By the government claiming it will default on its debts to foreigners if they aren't able to borrow more and get more deeply into debt, it is admitting to running a ponzi scheme. The debt ceiling will be raised and even if it wasn't, it doesn't mean the U.S. will have to default on its debts. With our current record low interest rates, the U.S. certainly has enough tax revenues to continue making payments on its debts if it made major cuts in other areas of the budget. If the U.S. did default on its debts, that itself wouldn't cause hyperinflation. What will cause hyperinflation is if we continue printing the money to pay back our debts, which is what NIA is deeply concerned about.

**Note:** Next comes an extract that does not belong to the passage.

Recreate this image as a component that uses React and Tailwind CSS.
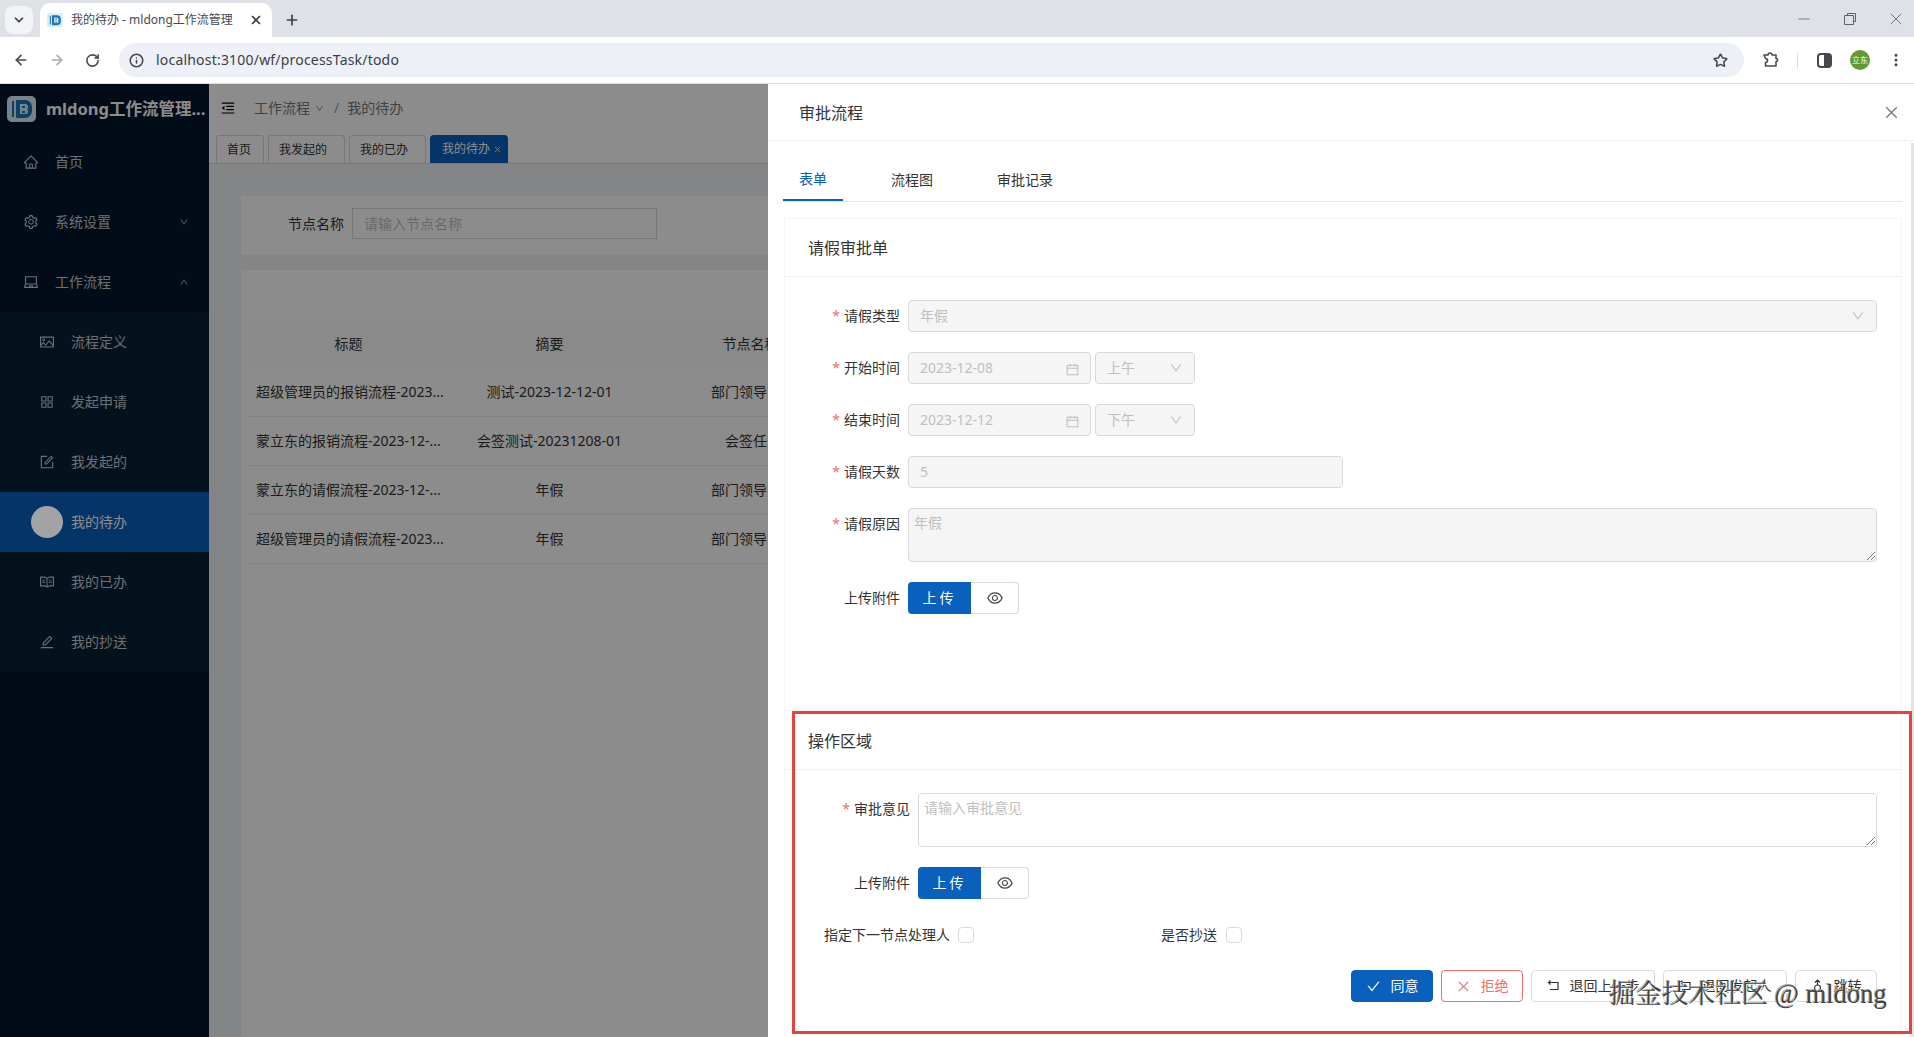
import { X, Plus, ChevronDown, ArrowLeft, ArrowRight, RotateCw, Info, Star, Minus, EllipsisVertical } from 'lucide-react';
import {
  AiOutlineHome, AiOutlineSetting, AiOutlineLaptop, AiOutlinePicture, AiOutlineAppstore, AiOutlineForm,
  AiOutlineRead, AiOutlineEdit, AiOutlineDown, AiOutlineUp, AiOutlineMenuFold, AiOutlineCalendar,
  AiOutlineEye, AiOutlineCheck, AiOutlineClose,
} from 'react-icons/ai';

const menu = [
  { label: '流程定义', Icon: AiOutlinePicture },
  { label: '发起申请', Icon: AiOutlineAppstore },
  { label: '我发起的', Icon: AiOutlineForm },
  { label: '我的待办', active: true },
  { label: '我的已办', Icon: AiOutlineRead },
  { label: '我的抄送', Icon: AiOutlineEdit },
];

const rows = [
  ['超级管理员的报销流程-2023...', '测试-2023-12-12-01', '部门领导审批'],
  ['蒙立东的报销流程-2023-12-...', '会签测试-20231208-01', '会签任务'],
  ['蒙立东的请假流程-2023-12-...', '年假', '部门领导审批'],
  ['超级管理员的请假流程-2023...', '年假', '部门领导审批'],
];

const Logo = ({ size, bg, fg }) => (
  <svg width={size} height={size * 0.9} viewBox="0 0 29 26" className="shrink-0">
    <rect width="29" height="26" rx="5" fill={bg} />
    <path d="M5 5h2v16H5zM9 4h9a7 7 0 0 1 7 7v4a7 7 0 0 1-7 7H9z" fill={fg} />
    <path d="M13 8h5a3 3 0 0 1 3 3v1a2 2 0 0 1-1 1.5 2 2 0 0 1 1 1.5v1a2 2 0 0 1-2 2h-6z" fill={bg} />
    <path d="M15 10h3v2h-3zM15 15h3v2h-3z" fill={fg} />
  </svg>
);

const BrowserBar = () => (
  <div className="h-[84px] shrink-0">
    {/* Tab strip */}
    <div className="h-[37px] bg-[#dee1e6] flex items-end pl-[5px]">
      <div className="mb-[3px] w-[28px] h-[28px] rounded-lg bg-[#f1f3f6] flex items-center justify-center mr-[7px]">
        <ChevronDown size={14} strokeWidth={3} className="text-[#3c4043]" />
      </div>
      <div className="w-[232px] h-[34px] bg-white rounded-t-[10px] flex items-center pl-[7px] pr-[9px]">
        <Logo size={16} bg="#d8eefc" fg="#1a73b8" />
        <span className="ml-[8px] whitespace-nowrap text-xs text-[#45494e]">我的待办 - mldong工作流管理</span>
        <X size={14} strokeWidth={3} className="ml-auto text-[#3c4043]" />
      </div>
      <Plus size={16} strokeWidth={2.5} className="ml-[12px] mb-[9px] text-[#3c4043]" />
      <div className="ml-auto flex items-center h-[37px] text-[#5f6368]">
        <Minus size={18} strokeWidth={1} className="mr-[31px]" />
        <svg width="12" height="12" viewBox="0 0 12 12" fill="none" stroke="currentColor" className="mr-[30px]">
          <path d="M3.5 2.5V.5h8v8h-2M.5 2.5h9v9h-9z" />
        </svg>
        <X size={20} strokeWidth={1} className="mr-[8px]" />
      </div>
    </div>
    {/* Toolbar */}
    <div className="h-[47px] bg-white border-b border-[#dadce0] flex items-center text-[#45494e]">
      <ArrowLeft size={16} strokeWidth={2.5} className="ml-[13px]" />
      <ArrowRight size={16} strokeWidth={2.5} className="ml-[20px] text-[#a9acb0]" />
      <RotateCw size={15} strokeWidth={2.5} className="ml-[20px]" />
      <div className="ml-[19px] w-[1625px] h-[34px] rounded-full bg-[#edf0f7] flex items-center pl-[10px] pr-[16px]">
        <Info size={15} strokeWidth={2.5} />
        <span className="ml-[12px] text-sm tracking-[0.2px] text-[#3c4043]">localhost:3100/wf/processTask/todo</span>
        <Star size={15} strokeWidth={2.5} className="ml-auto" />
      </div>
      <svg width="16" height="16" viewBox="0 0 16 16" fill="none" stroke="currentColor" strokeWidth="1.6" strokeLinejoin="round" className="ml-[19px]">
        <path d="M1 3h4a2 2 0 0 1 4 0h4v3.500a1.600 1.600 0 0 1 0 3.200V14H2.500V10.500a2 2 0 0 0 0-4z" />
      </svg>
      <div className="ml-[18px] w-px h-[15px] bg-[#dadce0]" />
      <div className="ml-[19px] w-[15px] h-[15px] border-2 border-[#45494e] rounded-sm bg-gradient-to-r from-white from-50% to-[#45494e] to-50%" />
      <div className="ml-[18px] w-[20px] h-[20px] rounded-full bg-[#5e9c2f] text-white text-[8px] flex items-center justify-center">立东</div>
      <EllipsisVertical size={16} strokeWidth={2.5} className="ml-[18px]" />
    </div>
  </div>
);

const Sidebar = () => (
  <aside className="w-[209px] shrink-0 bg-[#02162c] text-[#c6ccd3] text-sm">
    <div className="h-[50px] flex items-center pl-[7px]">
      <Logo size={29} bg="#d8eefc" fg="#1a73b8" />
      <span className="ml-[10px] text-[16.5px] font-bold text-white whitespace-nowrap">mldong工作流管理...</span>
    </div>
    {[
      { label: '首页', Icon: AiOutlineHome },
      { label: '系统设置', Icon: AiOutlineSetting, arrow: AiOutlineDown },
      { label: '工作流程', Icon: AiOutlineLaptop, arrow: AiOutlineUp },
    ].map(({ label, Icon, arrow: Arrow }, i) => (
      <div key={label} className={`h-[60px] flex items-center pl-[23px] pr-[20px] ${i === 0 ? 'mt-[-2px]' : ''}`}>
        <Icon size={16} className="shrink-0" />
        <span className="ml-[16px]">{label}</span>
        {Arrow && <Arrow size={10} className="ml-auto" />}
      </div>
    ))}
    <div className="bg-[#082138]">
      {menu.map(({ label, Icon, active }) => (
        <div key={label} className={`h-[60px] flex items-center pl-[39px] ${active ? 'bg-[#0960bd] text-white relative' : ''}`}>
          {active
            ? <div className="absolute z-10 left-[31px] top-[14px] w-[32px] h-[32px] rounded-full bg-[#a3a3a3]" />
            : <Icon size={16} className="shrink-0" />}
          <span className={active ? 'ml-[32px]' : 'ml-[16px]'}>{label}</span>
        </div>
      ))}
    </div>
  </aside>
);

const PageBehind = () => (
  <main className="flex-1 min-w-0 bg-[#f0f2f5] overflow-hidden text-sm text-[#333]">
    <div className="h-[50px] pb-[2px] bg-white flex items-center pl-[11px] text-[#777]">
      <AiOutlineMenuFold size={16} className="text-black" />
      <span className="ml-[18px]">工作流程</span>
      <AiOutlineDown size={9} className="ml-[5px]" />
      <span className="ml-[10px] text-[#999]">/</span>
      <span className="ml-[8px]">我的待办</span>
    </div>
    <div className="h-[30px] bg-white border-b border-[#d9d9d9] flex items-end pl-[7px] gap-[4px] text-xs">
      {['首页', '我发起的', '我的已办'].map((t) => (
        <div key={t} className={`h-[28px] pl-[10px] border border-b-0 border-[#d9d9d9] flex items-center rounded-t-sm text-[#333] ${t === '首页' ? 'w-[48px]' : 'w-[77px]'}`}>{t}</div>
      ))}
      <div className="h-[28px] w-[78px] pl-[12px] bg-[#0960bd] text-white rounded-t-sm flex items-center gap-[3px]">
        我的待办<X size={9} />
      </div>
    </div>
    <div className="pt-[32px] pl-[32px]">
      <div className="h-[59px] w-[600px] bg-white flex pt-[12px] pl-[47px]">
        <span className="w-[56px] h-[31px] leading-[31px] whitespace-nowrap">节点名称</span>
        <div className="ml-[8px] w-[305px] h-[31px] border border-[#d9d9d9] flex items-center pl-[11px] text-[#bfbfbf]">请输入节点名称</div>
      </div>
      <div className="mt-[15px] w-[600px] h-[900px] bg-white pl-[7px] pt-[50px]">
        <div className="h-[48px] bg-[#fbfbfb] flex items-center">
          {['标题', '摘要', '节点名称'].map((h) => (
            <div key={h} className="w-[201px] shrink-0 text-center">{h}</div>
          ))}
        </div>
        {rows.map((r) => (
          <div key={r[0]} className="h-[49px] border-b border-[#f0f0f0] flex items-center">
            <div className="w-[201px] shrink-0 pl-[8px] whitespace-nowrap overflow-hidden">{r[0]}</div>
            <div className="w-[201px] shrink-0 text-center whitespace-nowrap">{r[1]}</div>
            <div className="w-[206px] shrink-0 text-center whitespace-nowrap">{r[2]}</div>
          </div>
        ))}
      </div>
    </div>
  </main>
);

const Field = ({ label, required, labelWidth = 'w-[123px]', children, className = 'h-[32px]' }) => (
  <div className="flex mb-[20px]">
    <div className={`${labelWidth} shrink-0 pr-[8px] h-[32px] flex items-center justify-end text-[#333] whitespace-nowrap`}>
      {required && <span className="text-[#ed6f6f] mr-[4px]">*</span>}
      {label}
    </div>
    <div className={className}>{children}</div>
  </div>
);

const disabledBox = 'h-[32px] bg-[#f5f5f5] border border-[#d9d9d9] text-[#bfbfbf] flex items-center rounded-sm';

const Upload = () => (
  <div className="flex h-[32px]">
    <button className="w-[63px] bg-[#0960bd] text-white tracking-[3px] rounded-l-sm">上传</button>
    <div className="w-[48px] border border-l-0 border-[#d9d9d9] rounded-r-sm flex items-center justify-center text-[#444]">
      <AiOutlineEye size={18} />
    </div>
  </div>
);

const DateGroup = ({ date, half }) => (
  <div className="flex gap-[4px]">
    <div className={`${disabledBox} w-[183px] pl-[11px] pr-[10px] justify-between`}>
      {date}<AiOutlineCalendar size={15} className="mt-[3px]" />
    </div>
    <div className={`${disabledBox} w-[100px] pl-[11px] pr-[11px] justify-between`}>
      {half}<AiOutlineDown size={14} />
    </div>
  </div>
);

const ActionButton = ({ icon, children, className }) => (
  <button className={`h-[32px] flex items-center justify-center gap-[10px] rounded-sm border ${className}`}>
    {icon}{children}
  </button>
);

const BackIcon = () => (
  <svg width="13" height="12" viewBox="0 0 13 12" fill="none" stroke="currentColor" strokeWidth="1.2">
    <path d="M1 2.500h10v7H3M3.500.5l-2 2 2 2" />
  </svg>
);

const JumpIcon = () => (
  <svg width="13" height="14" viewBox="0 0 13 14" fill="none" stroke="currentColor" strokeWidth="1.2">
    <circle cx="6.500" cy="9" r="3" />
    <path d="M6.500 6V1M4 3.500l2.500-2.500L9 3.500" />
  </svg>
);

const ResizeGrip = () => (
  <svg className="absolute right-[1px] bottom-[1px]" width="9" height="9" viewBox="0 0 9 9" stroke="#777" fill="none">
    <path d="M1 9L9 1M5 9L9 5" />
  </svg>
);

const Drawer = () => (
  <section className="absolute top-0 bottom-0 right-0 w-[1146px] bg-white text-sm text-[#333] overflow-hidden">
    <div className="h-[57px] pt-[1px] border-b border-[#f0f0f0] flex items-center pl-[31px] pr-[14px] text-base">
      审批流程
      <AiOutlineClose size={17} className="ml-auto text-[#777]" />
    </div>
    <div className="absolute right-0 top-[59px] w-[3px] h-[900px] bg-[#e3e3e3]" />
    <div className="ml-[15px] mr-[12px] h-[61px] border-b border-[#e8e8e8] flex items-end">
      <div className="w-[60px] h-[41px] pb-[2px] border-b-2 border-[#0960bd] text-[#0960bd] flex items-center justify-center">表单</div>
      <div className="ml-[48px] h-[41px] pb-[2px] flex items-center">流程图</div>
      <div className="ml-[64px] h-[41px] pb-[2px] flex items-center">审批记录</div>
    </div>
    {/* Form card */}
    <div className="ml-[16px] mr-[12px] mt-[16px] h-[492px] border border-b-0 border-[#f5f5f5]">
      <div className="h-[58px] pt-[1px] border-b border-[#f0f0f0] flex items-center pl-[23px] text-base">请假审批单</div>
      <div className="pt-[23px] pr-[24px]">
        <Field label="请假类型" required className="flex-1">
          <div className={`${disabledBox} px-[11px] justify-between`}>年假<AiOutlineDown size={14} /></div>
        </Field>
        <Field label="开始时间" required><DateGroup date="2023-12-08" half="上午" /></Field>
        <Field label="结束时间" required><DateGroup date="2023-12-12" half="下午" /></Field>
        <Field label="请假天数" required>
          <div className={`${disabledBox} w-[435px] px-[11px]`}>5</div>
        </Field>
        <Field label="请假原因" required className="flex-1">
          <div className="relative h-[54px] bg-[#f5f5f5] border border-[#d9d9d9] rounded-sm text-[#bfbfbf] pl-[5px] pt-[4px]">
            年假
            <ResizeGrip />
          </div>
        </Field>
        <Field label="上传附件"><Upload /></Field>
      </div>
    </div>
    {/* Action card */}
    <div className="ml-[16px] mr-[12px] h-[327px] border border-b-0 border-[#f5f5f5]">
      <div className="h-[59px] pt-[1px] border-b border-[#f0f0f0] flex items-center pl-[23px] text-base">操作区域</div>
      <div className="pt-[23px] pr-[24px]">
        <Field label="审批意见" required labelWidth="w-[133px]" className="flex-1">
          <div className="relative h-[54px] border border-[#d9d9d9] rounded-sm text-[#bfbfbf] pl-[5px] pt-[4px]">
            请输入审批意见
            <ResizeGrip />
          </div>
        </Field>
        <Field label="上传附件" labelWidth="w-[133px]"><Upload /></Field>
        <div className="h-[32px] mb-[19px] flex items-center">
          <span className="ml-[39px] w-[134px] whitespace-nowrap">指定下一节点处理人</span>
          <span className="w-[16px] h-[16px] border border-[#d9d9d9] rounded-sm" />
          <span className="ml-[187px] w-[65px] whitespace-nowrap">是否抄送</span>
          <span className="w-[16px] h-[16px] border border-[#d9d9d9] rounded-sm" />
        </div>
        <div className="flex justify-end gap-[8px]">
          <ActionButton icon={<AiOutlineCheck size={15} />} className="w-[82px] bg-[#0960bd] border-[#0960bd] text-white">同意</ActionButton>
          <ActionButton icon={<AiOutlineClose size={15} />} className="w-[82px] border-[#ed6f6f] text-[#ed6f6f]">拒绝</ActionButton>
          <ActionButton icon={<BackIcon />} className="w-[124px] border-[#d9d9d9]">退回上一步</ActionButton>
          <ActionButton icon={<BackIcon />} className="w-[124px] border-[#d9d9d9]">退回发起人</ActionButton>
          <ActionButton icon={<JumpIcon />} className="w-[82px] border-[#d9d9d9]">跳转</ActionButton>
        </div>
      </div>
    </div>
    {/* Red annotation and watermark drawn over the screenshot */}
    <div className="absolute left-[24px] right-[2px] top-[627px] h-[323px] border-[3px] border-[#e8413f]" />
    <div className="absolute left-[841px] top-[893px] whitespace-nowrap text-[26.5px] leading-[34px] text-[#444] [font-family:'Liberation_Serif','Noto_Serif_CJK_SC','Noto_Sans_CJK_SC',serif] [text-shadow:1px_1px_0_#fff,-1px_-1px_0_#aaa]">掘金技术社区 @ mldong</div>
  </section>
);

export default function App() {
  return (
    <div className="w-[1914px] h-[1037px] overflow-hidden flex flex-col bg-white [font-family:'Noto_Sans','Noto_Sans_CJK_SC',sans-serif]">
      <BrowserBar />
      <div className="relative flex flex-1 min-h-0">
        <Sidebar />
        <PageBehind />
        <div className="absolute inset-0 bg-black/45" />
        <Drawer />
      </div>
    </div>
  );
}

9) I was a supporter of Ron Paul, but was horrified by his comments that he thinks it's a good idea for the U.S. to sell its gold. Some day the U.S. may need its gold to go back on a gold standard. What are your thoughts?
We believe Ron Paul is only saying this because he doesn't believe our gold reserves actually exist at Fort Knox. The last real audit of our gold reserves took place in 1954. In the audit that supposedly took place in 2005, KPMG LLP only audited the mint's fiscal year 2005 financial statements and never saw any physical gold or even went to Fort Knox.
By suggesting we sell our gold reserves to help pay off our national debt, we feel Ron Paul is only trying to get Congress talking about our gold reserves. He wants to make it a mainstream political issue so that the public demands an audit of Fort Knox and our nation's gold reserves. NIA agrees with Ron Paul that we need to audit our gold reserves and find out if the gold we are supposed to have really still exists.
If in 1971 the U.S. government was forced to admit that it couldn't pay the gold it owed to foreigners and defaulted on its gold obligations by ending the gold standard, NIA believes the odds are that our gold reserves either no longer exist or have been compromised in some way. NIA does not support selling our gold reserves and we don't think Ron Paul truly does either. Don't worry, if Ron Paul says that he supports selling our gold reserves, the rest of Congress will automatically want to do the opposite.
10) I would like to gain more knowledge financially. Where should I start? What should I do to gain more advanced knowledge?
The way NIA's co-founders became economic and stock market experts was from a very young age, reading the SEC filings of publicly traded companies. Every single day, they would read the latest annual report called a 10-K of a company they were interested in and had knowledge about.
NIA's co-founders started to do this when they were just kids. They would read the 10-Ks of companies that produced video games, action figures, or other items that they bought as kids. It is amazing just how much financial knowledge you pick up this way. If you don't understand some of the terminology contained inside of a 10-K, then simply go to http://investopedia.com and look up the word in their glossary.
For somebody who is starting from scratch or already has basic financial knowledge and wants to become an expert on the stock market, these simple steps are by far the best way to go. You will learn a lot more this way than by going to any college. If this is something you are truly interested in and have a passion for, you will have a lot of fun and enjoy doing it.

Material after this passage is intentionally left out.